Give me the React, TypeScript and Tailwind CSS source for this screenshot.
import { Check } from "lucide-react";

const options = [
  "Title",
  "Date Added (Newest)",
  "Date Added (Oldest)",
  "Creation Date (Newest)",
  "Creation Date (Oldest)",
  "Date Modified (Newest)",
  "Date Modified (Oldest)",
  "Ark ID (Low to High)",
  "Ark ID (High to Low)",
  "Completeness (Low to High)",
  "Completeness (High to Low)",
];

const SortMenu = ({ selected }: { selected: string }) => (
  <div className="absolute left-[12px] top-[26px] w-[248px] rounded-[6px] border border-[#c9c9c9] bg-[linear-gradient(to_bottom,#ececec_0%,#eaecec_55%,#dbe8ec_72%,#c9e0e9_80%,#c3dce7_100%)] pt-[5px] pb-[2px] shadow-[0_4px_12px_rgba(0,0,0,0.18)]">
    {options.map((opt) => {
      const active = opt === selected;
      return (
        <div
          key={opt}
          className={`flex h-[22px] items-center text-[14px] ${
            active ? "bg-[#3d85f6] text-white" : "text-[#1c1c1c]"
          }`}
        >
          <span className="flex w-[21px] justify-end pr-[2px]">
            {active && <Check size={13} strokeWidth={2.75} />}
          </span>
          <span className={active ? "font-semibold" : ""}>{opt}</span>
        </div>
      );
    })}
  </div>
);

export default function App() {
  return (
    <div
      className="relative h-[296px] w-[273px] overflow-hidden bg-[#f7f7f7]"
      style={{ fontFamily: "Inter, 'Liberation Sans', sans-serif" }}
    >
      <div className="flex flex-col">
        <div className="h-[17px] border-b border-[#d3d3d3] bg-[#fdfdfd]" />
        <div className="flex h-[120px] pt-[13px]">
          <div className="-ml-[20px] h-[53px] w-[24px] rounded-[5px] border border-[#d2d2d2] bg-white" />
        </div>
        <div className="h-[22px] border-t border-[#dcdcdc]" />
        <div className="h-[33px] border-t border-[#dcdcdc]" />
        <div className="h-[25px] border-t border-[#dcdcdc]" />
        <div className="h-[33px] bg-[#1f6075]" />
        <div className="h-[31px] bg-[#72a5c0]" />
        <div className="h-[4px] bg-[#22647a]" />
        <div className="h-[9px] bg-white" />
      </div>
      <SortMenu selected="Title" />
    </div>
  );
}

▶ [STATED TASK]
Set down all of the data above, word for word.

▶ [THE OUTPUT]
Give me the React, TypeScript and Tailwind CSS source for this screenshot.
import { Check } from "lucide-react";

const options = [
  "Title",
  "Date Added (Newest)",
  "Date Added (Oldest)",
  "Creation Date (Newest)",
  "Creation Date (Oldest)",
  "Date Modified (Newest)",
  "Date Modified (Oldest)",
  "Ark ID (Low to High)",
  "Ark ID (High to Low)",
  "Completeness (Low to High)",
  "Completeness (High to Low)",
];

const SortMenu = ({ selected }: { selected: string }) => (
  <div className="absolute left-[12px] top-[26px] w-[248px] rounded-[6px] border border-[#c9c9c9] bg-[linear-gradient(to_bottom,#ececec_0%,#eaecec_55%,#dbe8ec_72%,#c9e0e9_80%,#c3dce7_100%)] pt-[5px] pb-[2px] shadow-[0_4px_12px_rgba(0,0,0,0.18)]">
    {options.map((opt) => {
      const active = opt === selected;
      return (
        <div
          key={opt}
          className={`flex h-[22px] items-center text-[14px] ${
            active ? "bg-[#3d85f6] text-white" : "text-[#1c1c1c]"
          }`}
        >
          <span className="flex w-[21px] justify-end pr-[2px]">
            {active && <Check size={13} strokeWidth={2.75} />}
          </span>
          <span className={active ? "font-semibold" : ""}>{opt}</span>
        </div>
      );
    })}
  </div>
);

export default function App() {
  return (
    <div
      className="relative h-[296px] w-[273px] overflow-hidden bg-[#f7f7f7]"
      style={{ fontFamily: "Inter, 'Liberation Sans', sans-serif" }}
    >
      <div className="flex flex-col">
        <div className="h-[17px] border-b border-[#d3d3d3] bg-[#fdfdfd]" />
        <div className="flex h-[120px] pt-[13px]">
          <div className="-ml-[20px] h-[53px] w-[24px] rounded-[5px] border border-[#d2d2d2] bg-white" />
        </div>
        <div className="h-[22px] border-t border-[#dcdcdc]" />
        <div className="h-[33px] border-t border-[#dcdcdc]" />
        <div className="h-[25px] border-t border-[#dcdcdc]" />
        <div className="h-[33px] bg-[#1f6075]" />
        <div className="h-[31px] bg-[#72a5c0]" />
        <div className="h-[4px] bg-[#22647a]" />
        <div className="h-[9px] bg-white" />
      </div>
      <SortMenu selected="Title" />
    </div>
  );
}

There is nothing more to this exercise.